Skip To Content Skip To Menu Skip To Footer

The Ebola Outbreak

Let's Weigh the Risks

Helweg-Larsen

by Marie Helweg-Larsen, professor of psychology

People react with strong emotions instead of reasoned analysis to infectious disease threats such as Ebola. This emotional overreaction is understandable because Ebola has characteristics that generally make people react with fear: Ebola is new and unfamiliar; it seems uncontrollable or invisible; it has severe consequences but is low in probability; it is associated with fear and dread; and it has immediate negative consequences. All of these factors make people more likely to think that they could personally get Ebola.

This increased perception of personal risk in turn leads to increased worry and calls for actions that may or may not actually help protect the public. Thus, the reaction to Ebola matches what we would expect based on thousands of studies of how people think and feel about their personal risks and the consequences of those risk beliefs.

Experts are essential because people are not good at estimating their own risk or understanding the broader consequences of interventions. It is important that experts—including government agencies such as the Centers for Disease Control and Prevention—are viewed as trustworthy. But trust is hard to earn and easily lost, especially as missteps in handling the Ebola crisis inevitably occurred. In addition, the intense Ebola media coverage unnecessarily increased worry, exaggerated the scope of the crisis and undermined experts by providing misinformation.
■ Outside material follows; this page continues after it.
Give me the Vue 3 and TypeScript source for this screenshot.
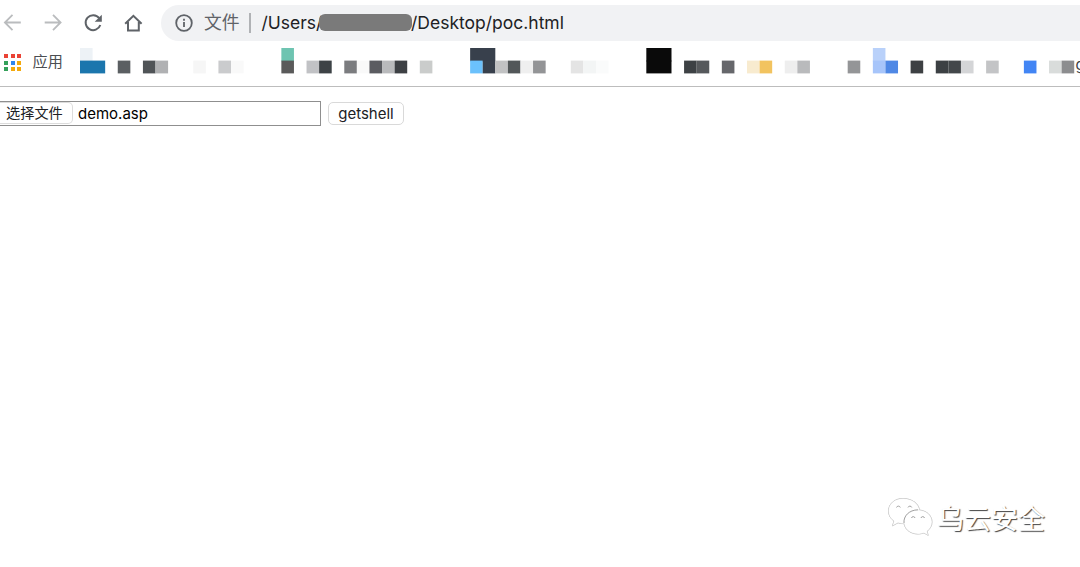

In the future, formal guidelines or laws protecting people from Ebola must consider people’s risk perceptions as well as their reactions to interventions such as taking the temperature of all airline passengers, requiring quarantines or instituting travel bans. Passing laws creating ineffective but wanted precautions—called “theatrics of security”—can help reassure the public but can also change behaviors in unexpected or undesirable ways. An example of this is when returning health care workers avoid airports in states with quarantine laws. More effort should be spent on understanding the psychology of risk perception and the behavioral response of individuals to infectious-disease outbreaks.